June 17 • 09:48 PM

Song of the open road

January 11, 2017
Oh, January! You open new roads before us, lead us forth into familiar and unknown paths. Heavenly bodies shift above us. The scent and chill of winter's wind call us to rest and read by a fire—to bundle up and venture out in Earth's frozen season.


Cherish what we have while we're healthy. For everything has a life span.

In his poem Song of the Open Road, Walt Whitman says, "I whimper no more, postpone no more." He's "done with indoor complaints and querulous criticisms."

In this spirit, I drove south on I-75 to volunteer in Gallery Services for the Detroit Institute of Arts. No backups from crashes this time. An open road relaxes the human mind and spirit.

I walked into an uproarious volunteer room and hugged my Art Buddy, Carol. I recognized a few other folk from previous volunteer shifts. Carol and I soon learned the regular Wednesday morning group is a band of retirees who share a common definition of fun. Art, food, and literature.

"Would you like to join us for lunch afterward in the café?" one of the volunteers asked. "We'll be discussing a book."

Carol and I regretfully declined. We had a luncheon date in Kresge Court to celebrate our postponed Christmas and discuss our November book pick.

"Some other time," our fellow volunteer said.

"We're here every Wednesday morning."

Thankfully, our shift captain assigned Carol and me to European Art. We walked through quiet galleries for hours, circling past the little chapel and our favorite spiral staircase in the medieval gallery.

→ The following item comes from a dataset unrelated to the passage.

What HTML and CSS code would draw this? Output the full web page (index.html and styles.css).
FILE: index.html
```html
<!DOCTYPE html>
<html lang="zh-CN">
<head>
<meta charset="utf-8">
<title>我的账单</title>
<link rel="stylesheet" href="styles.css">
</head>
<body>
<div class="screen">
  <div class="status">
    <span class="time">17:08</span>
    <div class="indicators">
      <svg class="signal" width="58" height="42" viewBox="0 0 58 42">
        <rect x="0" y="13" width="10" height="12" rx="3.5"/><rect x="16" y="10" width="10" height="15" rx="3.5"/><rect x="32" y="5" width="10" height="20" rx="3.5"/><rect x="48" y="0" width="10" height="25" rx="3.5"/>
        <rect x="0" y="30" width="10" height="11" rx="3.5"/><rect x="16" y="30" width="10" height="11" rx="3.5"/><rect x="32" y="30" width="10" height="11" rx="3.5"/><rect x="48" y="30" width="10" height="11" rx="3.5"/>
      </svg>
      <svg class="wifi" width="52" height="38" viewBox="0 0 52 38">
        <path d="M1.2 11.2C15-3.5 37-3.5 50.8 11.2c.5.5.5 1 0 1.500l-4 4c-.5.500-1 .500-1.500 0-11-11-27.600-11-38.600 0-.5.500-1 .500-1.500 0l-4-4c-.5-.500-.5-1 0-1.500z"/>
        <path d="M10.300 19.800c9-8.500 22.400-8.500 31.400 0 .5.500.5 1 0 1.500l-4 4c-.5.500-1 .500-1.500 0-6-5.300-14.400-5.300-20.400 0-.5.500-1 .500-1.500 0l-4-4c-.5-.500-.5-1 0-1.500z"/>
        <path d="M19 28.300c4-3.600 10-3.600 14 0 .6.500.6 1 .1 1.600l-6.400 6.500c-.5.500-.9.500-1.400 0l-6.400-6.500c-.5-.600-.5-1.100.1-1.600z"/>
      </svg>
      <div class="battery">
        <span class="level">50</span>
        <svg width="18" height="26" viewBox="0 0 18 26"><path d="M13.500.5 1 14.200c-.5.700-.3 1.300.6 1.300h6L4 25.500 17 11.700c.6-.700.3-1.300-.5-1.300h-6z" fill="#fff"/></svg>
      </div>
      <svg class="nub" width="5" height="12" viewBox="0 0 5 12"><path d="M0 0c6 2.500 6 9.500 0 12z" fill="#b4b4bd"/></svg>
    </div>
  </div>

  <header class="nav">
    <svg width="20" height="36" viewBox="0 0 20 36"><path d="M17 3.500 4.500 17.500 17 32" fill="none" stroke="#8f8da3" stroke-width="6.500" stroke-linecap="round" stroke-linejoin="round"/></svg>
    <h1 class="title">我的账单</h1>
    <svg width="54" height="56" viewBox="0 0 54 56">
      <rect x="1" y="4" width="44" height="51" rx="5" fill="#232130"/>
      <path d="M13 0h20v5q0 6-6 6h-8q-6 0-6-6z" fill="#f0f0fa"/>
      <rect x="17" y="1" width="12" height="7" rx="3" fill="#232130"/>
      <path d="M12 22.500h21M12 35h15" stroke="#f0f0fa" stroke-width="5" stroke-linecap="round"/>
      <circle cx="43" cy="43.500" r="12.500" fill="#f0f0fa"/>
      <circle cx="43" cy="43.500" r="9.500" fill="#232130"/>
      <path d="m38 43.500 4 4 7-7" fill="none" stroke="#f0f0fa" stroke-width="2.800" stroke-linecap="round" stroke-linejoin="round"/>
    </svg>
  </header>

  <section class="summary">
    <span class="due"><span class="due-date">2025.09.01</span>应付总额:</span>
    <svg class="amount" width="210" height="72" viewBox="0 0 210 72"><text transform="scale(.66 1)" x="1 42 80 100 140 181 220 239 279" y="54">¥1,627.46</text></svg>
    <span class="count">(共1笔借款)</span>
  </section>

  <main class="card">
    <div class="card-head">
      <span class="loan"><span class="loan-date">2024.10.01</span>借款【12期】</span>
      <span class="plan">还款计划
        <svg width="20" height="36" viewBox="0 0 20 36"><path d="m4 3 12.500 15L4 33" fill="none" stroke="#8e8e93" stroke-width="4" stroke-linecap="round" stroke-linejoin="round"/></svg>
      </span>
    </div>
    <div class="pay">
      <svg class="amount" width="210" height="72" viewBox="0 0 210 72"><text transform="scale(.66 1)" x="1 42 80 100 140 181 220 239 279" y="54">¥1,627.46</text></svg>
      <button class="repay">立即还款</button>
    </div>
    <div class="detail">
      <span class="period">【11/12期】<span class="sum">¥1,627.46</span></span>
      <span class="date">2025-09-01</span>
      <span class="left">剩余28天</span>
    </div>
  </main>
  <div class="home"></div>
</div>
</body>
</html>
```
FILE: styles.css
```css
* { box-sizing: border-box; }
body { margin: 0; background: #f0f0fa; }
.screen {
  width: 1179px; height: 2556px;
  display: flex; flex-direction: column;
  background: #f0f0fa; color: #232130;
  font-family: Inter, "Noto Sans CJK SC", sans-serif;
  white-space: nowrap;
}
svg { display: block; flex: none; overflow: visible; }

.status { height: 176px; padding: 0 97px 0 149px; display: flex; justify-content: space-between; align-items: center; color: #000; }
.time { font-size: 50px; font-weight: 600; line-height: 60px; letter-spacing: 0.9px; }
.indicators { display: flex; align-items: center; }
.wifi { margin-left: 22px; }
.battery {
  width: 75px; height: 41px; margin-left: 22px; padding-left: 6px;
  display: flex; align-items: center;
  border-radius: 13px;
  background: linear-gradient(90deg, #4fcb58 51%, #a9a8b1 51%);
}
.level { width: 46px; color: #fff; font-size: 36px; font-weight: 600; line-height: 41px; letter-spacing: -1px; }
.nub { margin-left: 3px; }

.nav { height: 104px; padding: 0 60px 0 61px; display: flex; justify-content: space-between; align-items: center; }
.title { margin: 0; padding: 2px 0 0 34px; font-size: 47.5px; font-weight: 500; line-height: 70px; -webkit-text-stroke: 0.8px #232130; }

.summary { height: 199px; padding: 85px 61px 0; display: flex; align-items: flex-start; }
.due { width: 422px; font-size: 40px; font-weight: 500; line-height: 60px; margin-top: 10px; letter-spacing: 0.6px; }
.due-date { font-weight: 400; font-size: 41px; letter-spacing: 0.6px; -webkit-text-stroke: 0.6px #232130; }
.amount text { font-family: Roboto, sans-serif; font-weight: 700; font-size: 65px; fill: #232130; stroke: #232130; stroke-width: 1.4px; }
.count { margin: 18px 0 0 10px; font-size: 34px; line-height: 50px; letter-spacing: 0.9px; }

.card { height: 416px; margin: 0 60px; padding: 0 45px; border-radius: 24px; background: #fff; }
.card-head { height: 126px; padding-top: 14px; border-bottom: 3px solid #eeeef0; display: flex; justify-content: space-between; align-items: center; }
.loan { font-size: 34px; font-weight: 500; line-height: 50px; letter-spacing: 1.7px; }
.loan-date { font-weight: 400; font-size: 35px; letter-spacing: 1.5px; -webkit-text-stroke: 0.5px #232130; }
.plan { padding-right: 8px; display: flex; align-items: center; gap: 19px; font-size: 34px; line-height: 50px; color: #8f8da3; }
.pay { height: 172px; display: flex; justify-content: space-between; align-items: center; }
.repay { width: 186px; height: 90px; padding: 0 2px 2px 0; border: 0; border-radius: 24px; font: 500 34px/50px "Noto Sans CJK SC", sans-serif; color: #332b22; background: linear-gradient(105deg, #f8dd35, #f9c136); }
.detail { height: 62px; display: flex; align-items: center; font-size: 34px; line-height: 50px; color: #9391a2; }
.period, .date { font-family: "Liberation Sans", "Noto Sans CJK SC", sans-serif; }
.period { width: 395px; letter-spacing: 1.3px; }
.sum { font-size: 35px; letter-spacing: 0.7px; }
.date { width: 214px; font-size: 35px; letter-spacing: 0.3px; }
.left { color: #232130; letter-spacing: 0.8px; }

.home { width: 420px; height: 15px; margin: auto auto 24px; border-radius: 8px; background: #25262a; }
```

If once, we stepped ten times into the spacious room where the Young Woman With a Violin looks upward, mouth parted. She listens, her bow resting on a shoulder.

"This painting rekindles my desire to learn the violin," Carol said.

I nodded. It's as if the Young Woman with the Violin heard Carol and replied with inspiration.

We strolled to the opposite side of the gallery to the grisly Judith and Maidservant with the Head of Holofernes. The candlelit drama of this Biblical story is stunning.

At the end of our shift, Carol and I met our captain in the hall leading to the beautiful Wisteria Gates. A visitor inquired about a painting by Artemisia. Our captain hailed Bill, one of the Wednesday morning team who walked toward us. "Bill will help you," our captain said.

We followed Bill to Judith and Maidservant with the Head of Holofernes. He pointed to the wall plaque identifying the painting. "Artemisia Gentileschi is the artist," he explained. He led us to the Young Woman with a Violin and read the name of the artist. "Orazio Gentileschi, now that's a name to be proud of," Bill quipped. "He was Artemisia's father. Legend has it he used Artemisia as his model for the painting."

Dear Reader, Carol and I stood in the afterglow of our art lesson, Artemisia's violin resounding in our souls. Wednesday morning, the song of the open road leads to the DIA.